Nie wszystko działa, ale wiele się udaje
Oczywiście nie brakuje problemów. Pewne wątki są zbyt przeciągnięte, inne wydają się zbyt znajome. Serial wciąż bywa powtarzalny – niektóre dylematy wracają niemal w tej samej formie, jakby czas dla niektórych postaci się zatrzymał. Ale tym razem te powtórki nie są już jedynym paliwem fabularnym – są punktem wyjścia do małych zmian. I choć trudno mówić o wielkiej transformacji, czwarty sezon daje wreszcie nadzieję, że „The Bear” nie ugrzęźnie w swoim własnym sukcesie, jednakże...
Czy jest możliwe że to koniec historii?
Nie ma jeszcze oficjalnego potwierdzenia, że to finałowy sezon „The Bear”, ale czwarta odsłona wyraźnie nosi znamiona domknięcia.

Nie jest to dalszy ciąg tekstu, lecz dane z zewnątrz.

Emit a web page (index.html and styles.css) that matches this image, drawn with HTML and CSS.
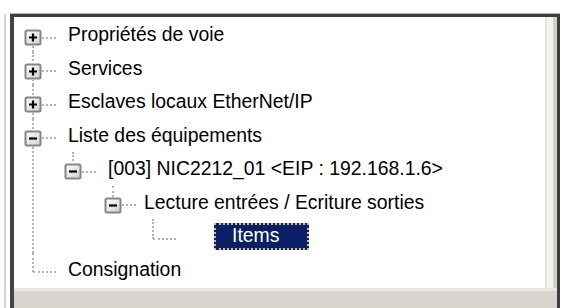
FILE: index.html
```html
<!DOCTYPE html>
<html lang="fr">
<head>
    <meta charset="UTF-8">
    <title>Arborescence</title>
    <link rel="stylesheet" href="styles.css">
</head>
<body>
    <div class="screen">
        <div class="edge"></div>
        <div class="frame">
            <div class="pane">
                <ul class="tree root">
                    <li>
                        <div class="row">
                            <span class="tog"><svg width="18" height="17" viewBox="0 0 18 17"><use href="#box"/><path d="M5 8.5h8M9 4.5v8" stroke="#000" stroke-width="2.2"/></svg></span>
                            <span class="label">Propriétés de voie</span>
                        </div>
                    </li>
                    <li>
                        <div class="row">
                            <span class="tog"><svg width="18" height="17" viewBox="0 0 18 17"><use href="#box"/><path d="M5 8.5h8M9 4.5v8" stroke="#000" stroke-width="2.2"/></svg></span>
                            <span class="label">Services</span>
                        </div>
                    </li>
                    <li>
                        <div class="row">
                            <span class="tog"><svg width="18" height="17" viewBox="0 0 18 17"><use href="#box"/><path d="M5 8.5h8M9 4.5v8" stroke="#000" stroke-width="2.2"/></svg></span>
                            <span class="label">Esclaves locaux EtherNet/IP</span>
                        </div>
                    </li>
                    <li>
                        <div class="row">
                            <span class="tog"><svg width="18" height="17" viewBox="0 0 18 17"><use href="#box"/><path d="M5 8.5h8" stroke="#000" stroke-width="2.2"/></svg></span>
                            <span class="label">Liste des équipements</span>
                        </div>
                        <ul class="tree">
                            <li>
                                <div class="row">
                                    <span class="tog"><svg width="18" height="17" viewBox="0 0 18 17"><use href="#box"/><path d="M5 8.5h8" stroke="#000" stroke-width="2.2"/></svg></span>
                                    <span class="label">[003] NIC2212_01 &lt;EIP : 192.168.1.6&gt;</span>
                                </div>
                                <ul class="tree">
                                    <li>
                                        <div class="row">
                                            <span class="tog"><svg width="18" height="17" viewBox="0 0 18 17"><use href="#box"/><path d="M5 8.5h8" stroke="#000" stroke-width="2.2"/></svg></span>
                                            <span class="label tight">Lecture entrées / Ecriture sorties</span>
                                        </div>
                                        <ul class="tree">
                                            <li class="leaf">
                                                <div class="row">
                                                    <span class="tog"></span>
                                                    <span class="label selected">Items</span>
                                                </div>
                                            </li>
                                        </ul>
                                    </li>
                                </ul>
                            </li>
                        </ul>
                    </li>
                    <li class="leaf">
                        <div class="row">
                            <span class="tog"></span>
                            <span class="label">Consignation</span>
                        </div>
                    </li>
                </ul>
            </div>
            <div class="vstrip"></div>
            <div class="hstrip"></div>
        </div>
    </div>

    <svg width="0" height="0" class="defs">
        <defs>
            <linearGradient id="boxfill" x1="0" y1="0" x2="1" y2="1">
                <stop offset="0" stop-color="#ffffff"/>
                <stop offset="1" stop-color="#d0d0d0"/>
            </linearGradient>
            <rect id="box" x="1.5" y="1.5" width="15" height="14" rx="1.5" fill="url(#boxfill)" stroke="#858585" stroke-width="2"/>
        </defs>
    </svg>
</body>
</html>
```

FILE: styles.css
```css
body {
    margin: 0;
    background-color: #ffffff;
    font-family: "Liberation Sans", Arial, sans-serif;
    color: #000000;
    overflow: hidden;
}

.screen {
    display: flex;
    height: 308px;
    padding: 14px 0 0 4px;
    box-sizing: border-box;
}

.edge {
    width: 2px;
    margin-right: 4px;
    background-color: #d2d2d2;
}

.frame {
    width: 550px;
    box-sizing: border-box;
    border-top: 3px solid #3e3e3e;
    border-left: 4px solid #444444;
    border-right: 3px solid #3e3e3e;
    box-shadow: 0 -1px 0 #b4b4b4;
    display: grid;
    grid-template-columns: 1fr 12px;
    grid-template-rows: 271px 1fr;
}

.pane {
    background-color: #ffffff;
    overflow: hidden;
}

.vstrip {
    background: linear-gradient(to right, #e4e1da 0, #e4e1da 2px, #f5f4f0 2px, #f5f4f0 8px, #d5d1c9 8px);
}

.hstrip {
    grid-column: 1 / 3;
    background-color: #d8d5ce;
    border-top: 3px solid #e9e7e2;
}

.defs {
    position: absolute;
}

/* tree */

.tree {
    list-style: none;
    margin: 0;
    padding: 0 0 0 40px;
}

.tree.root {
    padding: 1.25px 0 0 10px;
}

.tree li {
    position: relative;
}

.tree li::before {
    content: "";
    position: absolute;
    left: 8px;
    top: 0;
    bottom: 0;
    border-left: 2px dotted #b4b4b4;
}

.tree li:last-child::before {
    bottom: auto;
    height: 19.25px;
}

.tree.root > li:first-child::before {
    top: 19.25px;
}

.tree li::after {
    content: "";
    position: absolute;
    left: 9px;
    top: 18.25px;
    width: 23px;
    border-top: 2px dotted #b4b4b4;
}

.row {
    display: flex;
    align-items: center;
    height: 33.5px;
}

.tog {
    position: relative;
    z-index: 1;
    width: 18px;
    height: 17px;
    margin-top: 5px;
    flex: none;
    background-color: #ffffff;
}

.leaf .tog {
    background: none;
}

.tog svg {
    display: block;
}

.label {
    margin-left: 26px;
    font-size: 19.4px;
    line-height: 1;
    white-space: nowrap;
}

.label.tight {
    margin-left: 22px;
}

.label.selected {
    margin-left: 52px;
    width: 95px;
    height: 27px;
    box-sizing: border-box;
    padding-left: 16px;
    display: flex;
    align-items: center;
    color: #ffffff;
    background-color: #0a1f66;
    border: 2px dotted #d6c07c;
}
```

Ostatnie odcinki sprawiają wrażenie świadomego podsumowania – zarówno emocjonalnego, jak i strukturalnego. Twórcy zbierają w jednym miejscu najważniejsze relacje, pozwalając bohaterom skonfrontować się z tym, co przez poprzednie sezony pozostawało niewypowiedziane lub rozmyte w chaosie codzienności. Nie ma tu wielkiego finału z fajerwerkami – zamiast tego dostajemy miękkie lądowanie, które zostawia przestrzeń na kontynuację, ale nie wymusza jej. To cicha kulminacja, w której najważniejsze nie jest to, co się wydarzy, ale to, kto z kim i w jakim stanie emocjonalnym do tego miejsca dotarł. Jeśli to rzeczywiście koniec, jest to koniec dojrzały, spójny i pełen nadziei – bez dramatyzmu, ale z wyczuciem.
Słowo na koniec...
Sezon 4 „The Bear” to nie tyle wielki powrót, co cichy reset – może nawet najdojrzalszy sezon w historii serialu. Zamiast stawiać wszystko na jedną postać i emocjonalne fajerwerki, opowiada o próbie wspólnego przetrwania. Serial uczy się dzielić uwagę, ufać swoim bohaterom i odpuszczać chaos tam, gdzie nie jest już potrzebny. Nie jest to jeszcze rewolucja – ale może właśnie taki powinien być krok przed rewolucją: przemyślany, świadomy, wspólny. Jeśli „The Bear” pójdzie dalej tą drogą, nie tylko przetrwa – może jeszcze zaskoczyć.
Sezon 4 „The Bear” dostępny na Disney+ od 25.06.2025r.